Furthermore, for minimizing variation, reducing defects, and lowering material as well as labor needs, Japan focused on robotics and automation. In the absence of it, Japan could not have kept improving quality and reducing costs. Through the process, Japan has emerged extremely strong in Robotics. In fact, among the top 10 global Robotics companies, seven are from Japan. Hence, the perception that Japan’s quality is from borrowed ideas out of the practice of quality lessons of Dr. Deming and Lean Six Sigma is a highly oversimplification of the reality.

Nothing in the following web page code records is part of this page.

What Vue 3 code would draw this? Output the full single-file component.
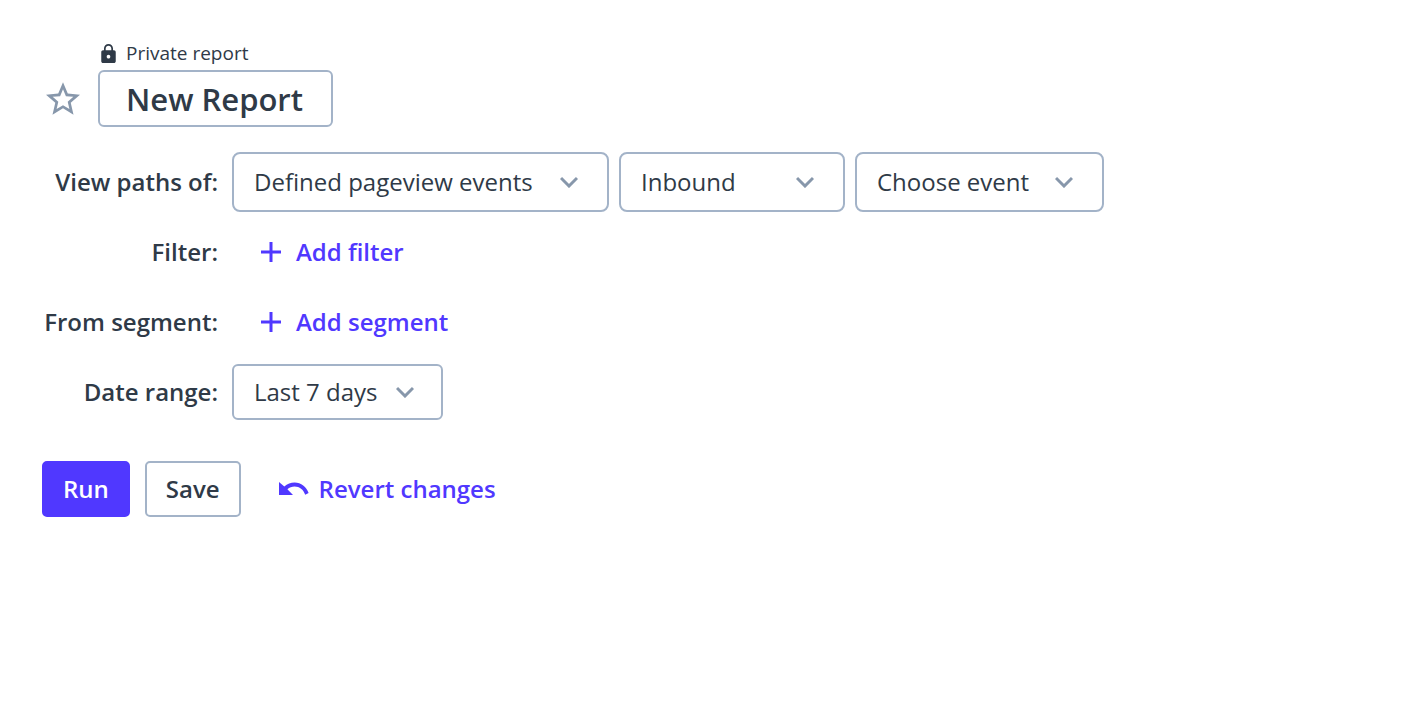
<script setup>
import { ref } from 'vue'

const reportName = ref('New Report')
const starred = ref(false)

const pathSelects = [
  { id: 'event-type', label: 'Event type', value: 'Defined pageview events', size: 'wide' },
  { id: 'direction', label: 'Direction', value: 'Inbound', size: 'narrow' },
  { id: 'event', label: 'Event', value: 'Choose event', size: 'medium' },
]
</script>

<template>
  <main class="report">
    <header class="header">
      <button
        class="star"
        type="button"
        aria-label="Favorite report"
        :aria-pressed="starred"
        @click="starred = !starred"
      >
        <svg viewBox="2 2 20 19" width="34" height="33" aria-hidden="true">
          <path d="M22 9.24l-7.19-.62L12 2 9.19 8.63 2 9.24l5.46 4.73L5.82 21 12 17.27 18.18 21l-1.63-7.03L22 9.24zM12 15.4l-3.76 2.27 1-4.28-3.32-2.88 4.38-.38L12 6.1l1.71 4.04 4.38.38-3.32 2.88 1 4.28L12 15.4z" />
        </svg>
      </button>
      <div class="title">
        <label class="privacy" for="report-name">
          <svg viewBox="4 1 16 21" width="15" height="19" aria-hidden="true">
            <path d="M18 8h-1V6c0-2.76-2.24-5-5-5S7 3.24 7 6v2H6c-1.1 0-2 .9-2 2v10c0 1.1.9 2 2 2h12c1.1 0 2-.9 2-2V10c0-1.1-.9-2-2-2zm-6 9c-1.1 0-2-.9-2-2s.9-2 2-2 2 .9 2 2-.9 2-2 2zm3.1-9H8.9V6c0-1.71 1.39-3.1 3.1-3.1 1.71 0 3.1 1.39 3.1 3.1v2z" />
          </svg>
          Private report
        </label>
        <input id="report-name" v-model="reportName" class="name" type="text" />
      </div>
    </header>

    <form class="form" @submit.prevent>
      <div class="fields">
        <label class="field-label" for="event-type">View paths of:</label>
        <div class="controls">
          <span v-for="s in pathSelects" :key="s.id" class="select" :class="s.size">
            <select :id="s.id" :aria-label="s.label">
              <option>{{ s.value }}</option>
            </select>
            <svg class="chevron" viewBox="0 0 18 12" width="18" height="12" aria-hidden="true">
              <path d="M1 2L9 10L17 2" />
            </svg>
          </span>
        </div>

        <label class="field-label" for="add-filter">Filter:</label>
        <div class="controls">
          <button id="add-filter" class="link add" type="button">
            <svg viewBox="0 0 22 22" width="22" height="22" aria-hidden="true">
              <path d="M11 1v20M1 11h20" />
            </svg>
            Add filter
          </button>
        </div>

        <label class="field-label" for="add-segment">From segment:</label>
        <div class="controls">
          <button id="add-segment" class="link add" type="button">
            <svg viewBox="0 0 22 22" width="22" height="22" aria-hidden="true">
              <path d="M11 1v20M1 11h20" />
            </svg>
            Add segment
          </button>
        </div>

        <label class="field-label" for="date-range">Date range:</label>
        <div class="controls">
          <span class="select date">
            <select id="date-range">
              <option>Last 7 days</option>
            </select>
            <svg class="chevron" viewBox="0 0 18 12" width="18" height="12" aria-hidden="true">
              <path d="M1 2L9 10L17 2" />
            </svg>
          </span>
        </div>
      </div>

      <div class="actions">
        <button class="btn primary" type="submit">Run</button>
        <button class="btn" type="button">Save</button>
        <button class="link revert" type="button">
          <svg viewBox="0 0 30 14" width="30" height="14" aria-hidden="true">
            <path d="M0 0L5.300 4.600C8.300 2 11.800.6 15.600.6c6.500 0 11.800 4.200 14 10.400l-3.400 1.700C24.400 7.600 20.500 4.500 15.600 4.500c-2.700 0-5.200 1-7.200 2.700L14 13H0z" />
          </svg>
          Revert changes
        </button>
      </div>
    </form>
  </main>
</template>

<style>
body {
  margin: 0;
  background: #fff;
}
</style>

<style scoped>
.report {
  padding: 41px 42px;
  color: #2f3a47;
  font-family: 'Open Sans', 'Noto Sans', sans-serif;
  font-size: 24px;
  line-height: 34px;
}

button,
input,
select {
  box-sizing: border-box;
  margin: 0;
  color: inherit;
  font: inherit;
}

button {
  cursor: pointer;
}

.header {
  display: flex;
  align-items: flex-end;
  gap: 14px;
}

.star {
  display: flex;
  align-items: center;
  justify-content: center;
  width: 42px;
  height: 58px;
  padding: 0;
  border: 0;
  background: none;
}

.star svg {
  flex: none;
  fill: #8797ab;
}

.title {
  display: flex;
  flex-direction: column;
  gap: 5px;
}

.privacy {
  display: flex;
  align-items: center;
  gap: 10px;
  padding-left: 3px;
  font-size: 19px;
  line-height: 24px;
}

.privacy svg {
  fill: #2f3a47;
}

.name {
  width: 235px;
  height: 57px;
  padding: 0 20px 0 26px;
  border: 2px solid #a3b3c8;
  border-radius: 6px;
  background: #fff;
  font-size: 31px;
  font-weight: 600;
}

.fields {
  display: grid;
  grid-template-columns: 176px 1fr;
  grid-auto-rows: 70px;
  align-items: center;
  column-gap: 14px;
  margin-top: 20px;
}

.field-label {
  font-weight: 600;
  text-align: right;
  white-space: nowrap;
}

.controls {
  display: flex;
  flex-wrap: wrap;
  gap: 10px;
}

.select {
  display: grid;
  align-items: center;
}

.select select,
.chevron {
  grid-area: 1 / 1;
}

.select select {
  width: 100%;
  height: 60px;
  padding: 0 50px 0 20px;
  border: 2px solid #a3b3c8;
  border-radius: 8px;
  background: #fff;
  appearance: none;
}

.chevron {
  justify-self: end;
  margin-right: 31px;
  fill: none;
  stroke: #8797ab;
  stroke-width: 3;
  pointer-events: none;
}

.wide {
  width: 377px;
}

.narrow {
  width: 226px;
}

.medium {
  width: 249px;
}

.date {
  width: 211px;
}

.date select {
  height: 56px;
  border-radius: 6px;
}

.date .chevron {
  margin-right: 29px;
}

.link {
  display: flex;
  align-items: center;
  padding: 0;
  border: 0;
  background: none;
  color: #5038ff;
  font-weight: 600;
}

.add {
  gap: 14px;
  padding-left: 28px;
}

.add svg {
  fill: none;
  stroke: #5038ff;
  stroke-width: 3;
}

.actions {
  display: flex;
  align-items: center;
  gap: 15px;
  margin-top: 34px;
}

.btn {
  height: 56px;
  padding: 0 19px;
  border: 2px solid #a3b3c8;
  border-radius: 5px;
  background: #fff;
  font-weight: 600;
}

.primary {
  border-color: #5038ff;
  background: #5038ff;
  color: #fff;
}

.revert {
  gap: 10px;
  padding-left: 23px;
}

.revert svg {
  fill: #5038ff;
}
</style>
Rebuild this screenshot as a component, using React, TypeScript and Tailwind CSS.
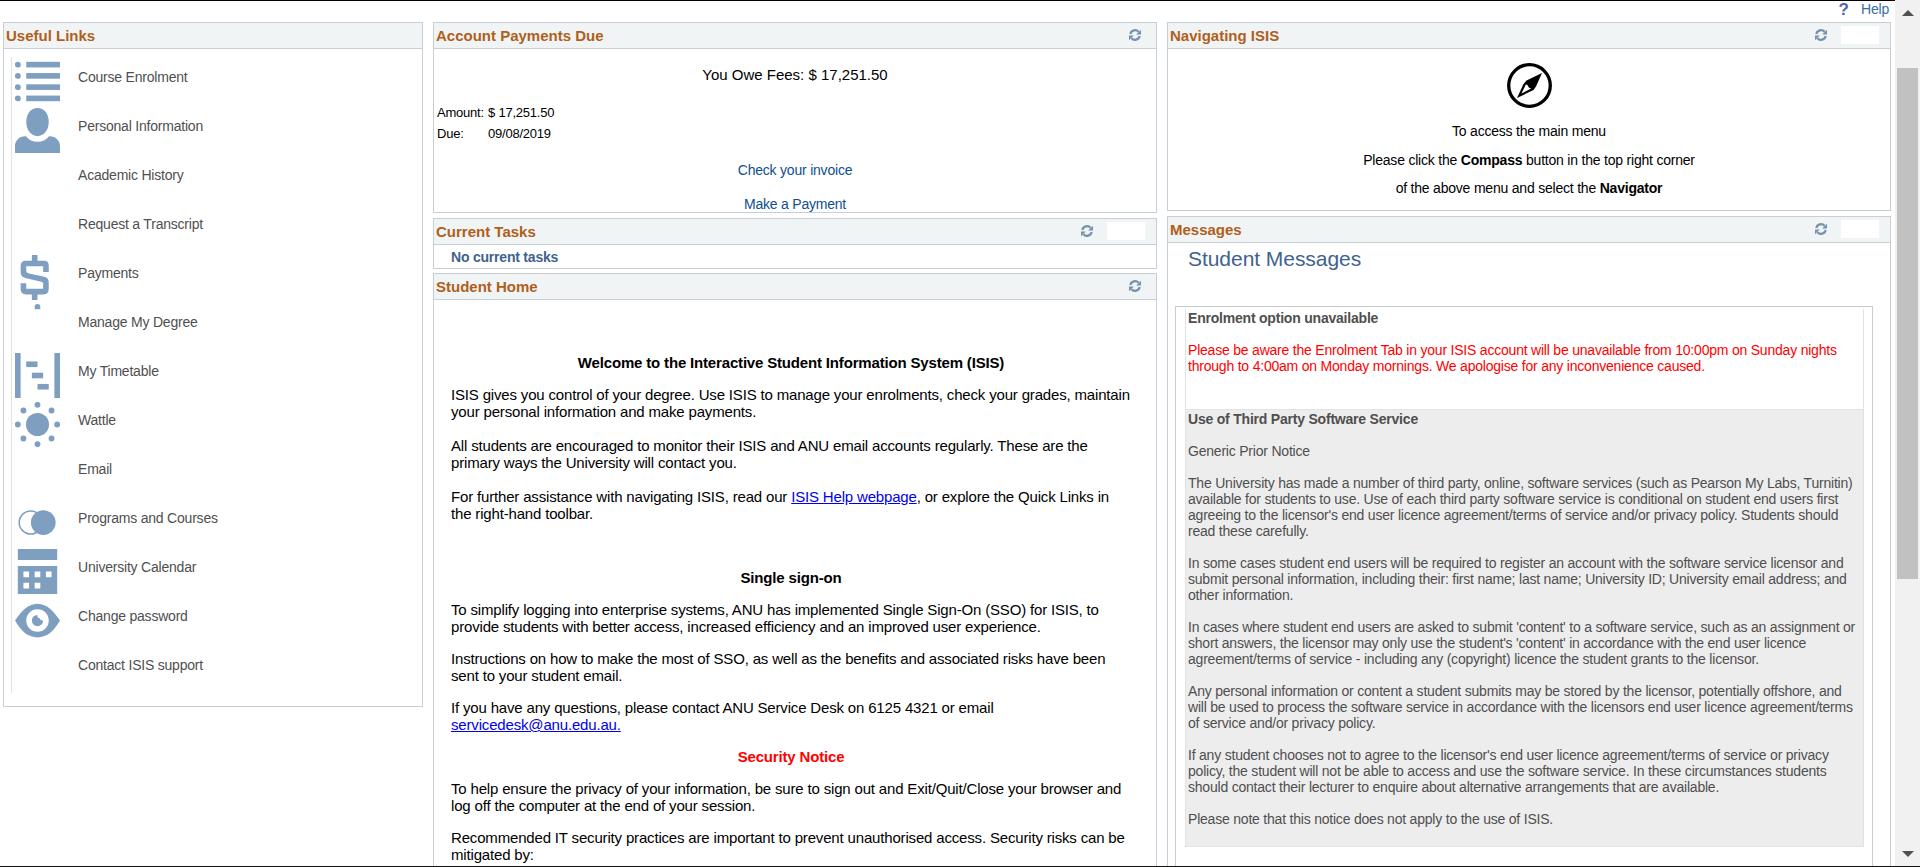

Technology and idea management capability underpins Japan’s quality from borrowed ideas
Of course, Deming’s lesson and lean six sigma matter. However, they mostly deal with the production process. They deal with variations and minimization of wastage in producing exact copy—as per design. But, Japan’s successes in the modern industrial economy are far more than this. Japanese companies had shown tremendous success to keep adding ideas and improving existing ones. For supporting it, Japan’s success in technology acquisition and advancement is equally impressive. Moreover, Japan is not an exception in taking ideas from others and improving them further. Among many examples, Apple’s success in iPod was updating Sony’s idea of Walkman. Similarly, Apple’s recent iPhone success is around Sony’s idea of the digital camera. In fact, the success in the modern industrial economy is mostly around adding complementary ideas to others’ great ideas for making great ideas to keep serving purposes increasingly better, preferably at decreasing cost.